Marrocos e Tunísia aproveitaram o contributo liquido externo (alimentado
principalmente pelas remessas dos emigrantes na Europa).Para os países do
Mashreck o saldo da balança de capitais que representava 6% do PIB, na década
de 70, tornou-se negativa na segunda metade da década seguinte e assim se
manteve até hoje, com ligeiras oscilações. O discurso liberal e a abertura
económica sofreu os mesmos males do discurso socialista: a excessiva
burocratização e a obsessão nacionalista bloquearam o arranque, fosse este
induzido por politicas de investimento publico, quer por via do investimento
privado. Por sua vez, a ajuda externa -anunciada com pompa e circunstancia
quando se iniciaram as politicas de liberalização económica - não se
materializou, salvo pelos créditos militares norte-americanos e as reformas
estruturais criaram uma situação que favoreceu uma rápida acumulação da divida
externa, que atingiu valores colossais.
Assim em 1991 a divida externa
tunisina era de 8 mil milhões de USD, a jordana rondava os 9 mil milhões, a
Síria em 17, Marrocos atingia uma divida externa de 21 mil milhões de USD, a
Argélia 28 e Egipto 41. A
fuga maciça de capitais, que no período 1970-1984 representavam 1,4% do PIB
magrebino e cerca de 4% do PIB do Mashrek, no período 1985-1990 atingiram
3,8% e 9%. Nos 5 anos seguintes desceram para 2% e 6%. O equilíbrio apenas foi conseguido á custa das transferências dos
emigrantes (que actualmente representa cerca de 5% do PIB magrebino e 9% do
Mashrek) e do desenvolvimento do turismo e serviços.
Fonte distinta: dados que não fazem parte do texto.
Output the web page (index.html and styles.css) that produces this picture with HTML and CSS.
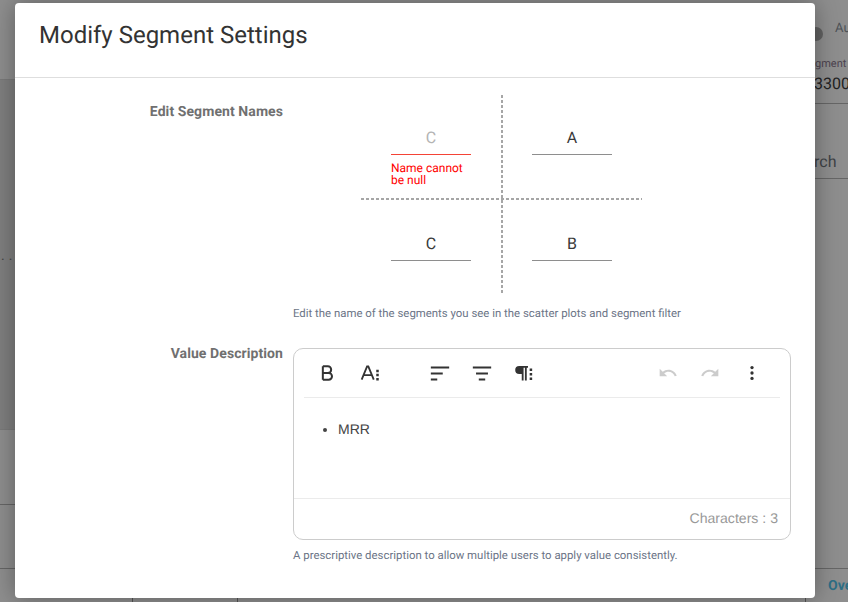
FILE: index.html
```html
<!DOCTYPE html>
<html lang="en">
<head>
<meta charset="utf-8">
<title>Modify Segment Settings</title>
<link rel="stylesheet" href="styles.css">
</head>
<body>
<div class="backdrop">
  <div class="bg-panel"></div>
  <div class="bg-rule bg-r1"></div>
  <div class="bg-rule bg-r2"></div>
  <div class="bg-rule bg-r3"></div>
  <div class="bg-rule bg-r4"></div>
  <div class="bg-rule bg-r5"></div>
  <div class="bg-rule bg-r6"></div>
  <div class="bg-rule bg-r7"></div>
  <div class="bg-tick bg-t1"></div>
  <div class="bg-tick bg-t2"></div>
  <div class="bg-tick bg-t3"></div>
  <div class="bg-dots">..</div>
  <div class="bg-toggle"></div>
  <div class="bg-auto">Au</div>
  <div class="bg-gment">gment</div>
  <div class="bg-num">3300</div>
  <div class="bg-rch">rch</div>
  <div class="bg-ove">Ove</div>
</div>
<main class="modal">
  <header class="modal-head"><h1>Modify Segment Settings</h1></header>
  <div class="modal-body">
    <div class="row row-names">
      <div class="label">Edit Segment Names</div>
      <div class="field">
        <div class="quad">
          <div class="axis-v"></div>
          <div class="axis-h"></div>
          <div class="cell">
            <div class="seg seg-error">C</div>
            <div class="seg-msg">Name cannot<br>be null</div>
          </div>
          <div class="cell"><div class="seg">A</div></div>
          <div class="cell cell-low"><div class="seg">C</div></div>
          <div class="cell cell-low"><div class="seg">B</div></div>
        </div>
        <p class="hint hint-names">Edit the name of the segments you see in the scatter plots and segment filter</p>
      </div>
    </div>
    <div class="row row-value">
      <div class="label">Value Description</div>
      <div class="field field-value">
        <div class="editor">
          <div class="toolbar">
            <svg class="ic ic-b" viewBox="0 0 24 24"><path d="M7 4v16M7 4h6a4 4 0 0 1 0 8H7M7 12h7a4 4 0 0 1 0 8H7" fill="none" stroke="#333" stroke-width="2.400"/></svg>
            <svg class="ic ic-a" viewBox="0 0 24 24"><path d="M2 20 8.500 4h1.500L16.500 20M4.500 14.500h9.500" fill="none" stroke="#333" stroke-width="2.200"/><path d="M19.500 8h3v3h-3zM19.500 13h3v3h-3zM19.500 18h3v3h-3z" fill="#333"/></svg>
            <svg class="ic ic-left" viewBox="0 0 24 24"><path d="M2 5h20v2.200H2zM2 11.500h13v2.200H2zM2 18h7v2.200H2z" fill="#333"/></svg>
            <svg class="ic ic-center" viewBox="0 0 24 24"><path d="M2 5h20v2.200H2zM5.500 11.500h13v2.200h-13zM8.500 18h7v2.200h-7z" fill="#333"/></svg>
            <svg class="ic ic-para" viewBox="0 0 24 24"><path d="M7.500 3.500H18v2.200h-1.500V21h-2.200V5.700h-1.600V21h-2.200v-7.800H7.500a4.850 4.850 0 0 1 0-9.700z" fill="#333"/><path d="M20 6.500h3v3h-3zM20 12h3v3h-3zM20 17.500h3v3h-3z" fill="#333"/></svg>
            <svg class="ic ic-undo" viewBox="0 0 24 24"><path d="M12.500 8c-2.700 0-5 1-6.800 2.600L2 7v9h9l-3.600-3.600c1.400-1.200 3.200-1.900 5.100-1.900 3.500 0 6.500 2.300 7.600 5.500l2.400-.8C21 11 17.100 8 12.500 8z" fill="#ccc"/></svg>
            <svg class="ic ic-redo" viewBox="0 0 24 24"><path d="M11.500 8c2.700 0 5 1 6.800 2.600L22 7v9h-9l3.600-3.600c-1.400-1.200-3.200-1.900-5.100-1.900-3.500 0-6.500 2.300-7.600 5.500l-2.400-.8C3 11 6.900 8 11.500 8z" fill="#ccc"/></svg>
            <svg class="ic ic-more" viewBox="0 0 24 24"><circle cx="12" cy="5.500" r="2" fill="#333"/><circle cx="12" cy="12" r="2" fill="#333"/><circle cx="12" cy="18.500" r="2" fill="#333"/></svg>
          </div>
          <div class="editor-text"><ul><li>MRR</li></ul></div>
          <div class="editor-foot">Characters : 3</div>
        </div>
        <p class="hint hint-value">A prescriptive description to allow multiple users to apply value consistently.</p>
      </div>
    </div>
  </div>
</main>
</body>
</html>
```
FILE: styles.css
```css
* { box-sizing: border-box; }
html, body { margin: 0; height: 100%; }
body {
  width: 848px;
  height: 602px;
  overflow: hidden;
  position: relative;
  background: #8e8e8e;
  font-family: Roboto, "Liberation Sans", sans-serif;
  text-rendering: geometricPrecision;
  display: flex;
  padding: 3px 33px 4px 15px;
}
.backdrop { position: absolute; inset: 0; color: #3c3c3c; }
.bg-panel { position: absolute; left: 0; top: 80px; width: 15px; height: 350px; background: #7f7f7f; }
.bg-rule { position: absolute; left: 0; right: 0; height: 1px; background: #6e6e6e; }
.bg-r1 { top: 79px; width: 15px; right: auto; background: #7a7a7a; }
.bg-r2 { top: 429px; width: 15px; right: auto; background: #7a7a7a; }
.bg-r3 { top: 504px; width: 15px; right: auto; background: #666; }
.bg-r4 { top: 568px; width: 15px; right: auto; background: #666; }
.bg-r5 { top: 103px; left: 815px; background: #666; }
.bg-r6 { top: 178px; left: 815px; background: #666; }
.bg-r7 { top: 568px; left: 815px; background: #666; }
.bg-tick { position: absolute; top: 598px; width: 1px; height: 4px; background: #555; }
.bg-t1 { left: 132px; }
.bg-t2 { left: 237px; }
.bg-t3 { left: 805px; }
.bg-dots { position: absolute; left: 1px; top: 248px; font-size: 14px; letter-spacing: 4px; line-height: 16px; color: #444; }
.bg-toggle { position: absolute; left: 809px; top: 27px; width: 14px; height: 14px; border-radius: 50%; background: #626262; }
.bg-auto { position: absolute; left: 835px; top: 20px; font-size: 13px; line-height: 18px; color: #4d5257; }
.bg-gment { position: absolute; left: 815px; top: 57px; font-size: 11px; line-height: 14px; color: #4d4450; }
.bg-num { position: absolute; left: 814px; top: 74px; font-size: 16px; line-height: 20px; color: #222; }
.bg-rch { position: absolute; left: 814px; top: 152px; font-size: 16px; line-height: 20px; color: #3e4347; }
.bg-ove { position: absolute; left: 828px; top: 577px; font-size: 14px; line-height: 18px; font-weight: 700; color: #2e6e85; }

.modal {
  position: relative;
  width: 800px;
  background: #fff;
  border-radius: 4px;
  color: #333;
  box-shadow: 0 0 24px rgba(0, 0, 0, 0.35);
}
.modal-head {
  height: 75px;
  padding: 18px 24px 0;
  border-bottom: 1px solid #dedede;
}
.modal-head h1 {
  margin: 0;
  font-size: 24px;
  line-height: 28px;
  font-weight: 400;
  color: #333;
}
.modal-body { padding-top: 17px; }
.row { display: flex; }
.label {
  width: 268px;
  text-align: right;
  font-size: 14px;
  line-height: 18px;
  font-weight: 700;
  letter-spacing: 0.08px;
  color: #707070;
}
.row-names .label { padding-top: 8px; }
.row-value { margin-top: 25px; }
.field { margin-left: 10px; width: 498px; }
.field-value { margin-top: 3px; }
.quad {
  position: relative;
  width: 349px;
  height: 198px;
  display: grid;
  grid-template-columns: 80px 80px;
  grid-template-rows: 105px 93px;
  column-gap: 61px;
  padding-left: 98px;
}
.axis-v {
  position: absolute;
  left: 208px;
  top: 0;
  bottom: 0;
  width: 2px;
  background: repeating-linear-gradient(to bottom, #a6a6a6 0 3px, transparent 3px 5px);
}
.axis-h {
  position: absolute;
  left: 68px;
  width: 281px;
  top: 103px;
  height: 2px;
  background: repeating-linear-gradient(to right, #a6a6a6 0 3px, transparent 3px 5px);
}
.cell { padding-top: 30px; }
.seg {
  height: 30px;
  border-bottom: 1px solid #8e8e8e;
  text-align: center;
  font-size: 16px;
  line-height: 26px;
  color: #3a3a3a;
}
.cell-low { padding-top: 31px; }
.cell-low .seg { height: 30px; }
.seg-error { border-bottom-color: #f44336; color: #b4b4b4; }
.seg-msg { margin-top: 7px; font-size: 12px; line-height: 12px; color: #f00; }
.hint { margin: 0; font-size: 11.4px; line-height: 14px; color: #6c7587; }
.hint-names { margin-top: 13px; }
.hint-value { margin-top: 8px; }
.editor {
  width: 498px;
  height: 192px;
  border: 1px solid #ccc;
  border-radius: 10px;
  display: flex;
  flex-direction: column;
}
.toolbar {
  height: 49px;
  margin: 0 10px;
  border-bottom: 1px solid #ebebeb;
  display: flex;
  align-items: center;
  flex: none;
  padding-left: 13px;
}
.ic { width: 20px; height: 20px; flex: none; }
.ic-a { margin-left: 23px; }
.ic-left { margin-left: 49px; width: 22px; height: 22px; }
.ic-center { margin-left: 20px; width: 22px; height: 22px; }
.ic-para { margin-left: 20px; }
.ic-undo { margin-left: 125px; }
.ic-redo { margin-left: 22px; }
.ic-more { margin-left: 22px; }
.editor-text {
  flex: 1;
  font-family: "Liberation Sans", Arial, sans-serif;
  font-size: 14px;
  line-height: 20px;
  color: #444;
  padding: 21px 0 0 44px;
}
.editor-text ul { margin: 0; padding: 0; }
.editor-foot {
  height: 41px;
  border-top: 1px solid #ebebeb;
  text-align: right;
  padding: 10px 12px 0 0;
  font-family: "Liberation Sans", Arial, sans-serif;
  font-size: 14.100px;
  line-height: 18px;
  color: #999;
}
```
A inserção do mundo islâmico (e
neste, do conjunto dos países árabes, em particular) na economia-mundo foi um
fracasso (existem ilhas de sucesso, obviamente). A fase nacionalista apostou no
"capitalismo sem capitalistas", uma espécie de "socialismo
camuflado", um híbrido destinado ao fracasso, que não resistiu ás
contradições internas, criadas pelo desenvolvimento inicial que gerou. A
tentativa de modernização seguiu o seu rumo com as reformas estruturais, de
cariz neoliberal, mas os seus resultados finais revelam-se um desastre,
consubstanciado - na região árabe - na recompradorização, estratégia ocidental
que fragmenta a região árabe em três sub-regiões, submetidas a lógicas
particulares de compradorização: o Golfo (Arábia Saudita, Emiratos Árabes
Unidos, Kuwait, Qatar e Omã), sob tutela directa dos USA; o Magrebe, dependente
da U.E.; e o "projecto Médio Oriente", uma concepção dos USA e de
Israel, que insere o Mashrek nos objectivos geoeconómicos israelitas.
A estagnação económica, a
deterioração das condições sociais, o desemprego e a precariedade das condições
de trabalho, são cenários que caracterizam grande parte das economias do mundo
islâmico, tanto ao nível da Liga Árabe (Arábia Saudita, Argélia, Bahrein,
Egipto, Emirados Árabes Unidos, Iémen, Iraque, Djibuti, Jordânia, Kuwait,
Líbano, Líbia, Marrocos, Mauritânia, Omã, Palestina, Qatar, Síria, Somália,
Sudão e Tunísia), como nos Estados membros da Conferencia Islâmica (Albânia,
Azerbaijão, Bangladesh, Benim, Bósnia, Brunei, Burkina Faso, Camarões,
Cazaquistão, Chade, Comores, Gabão, Gâmbia, Guiné-Conakry, Guiné-Bissau,
Indonésia, Irão, Malásia, Maldivas, Mali, Níger, Nigéria, Paquistão, Senegal,
Serra Leoa e Turquia). As condições económicas e sociais da maioria destes
países, os falhanços sucessivos das politicas de desenvolvimento, as divisões
históricas e os anseios autonómicos e separatistas de diversas comunidades, a
humilhação e o desespero, conduzem a situações explosivas, viveiros dos
conceitos populistas totalitários, dos discursos fáceis do nacionalismo, da
tradição e da etnosofia, ou seja, são incubadoras do fascismo, arma ultima das
elites retrógradas e um engodo conducente á ingerência ocidental.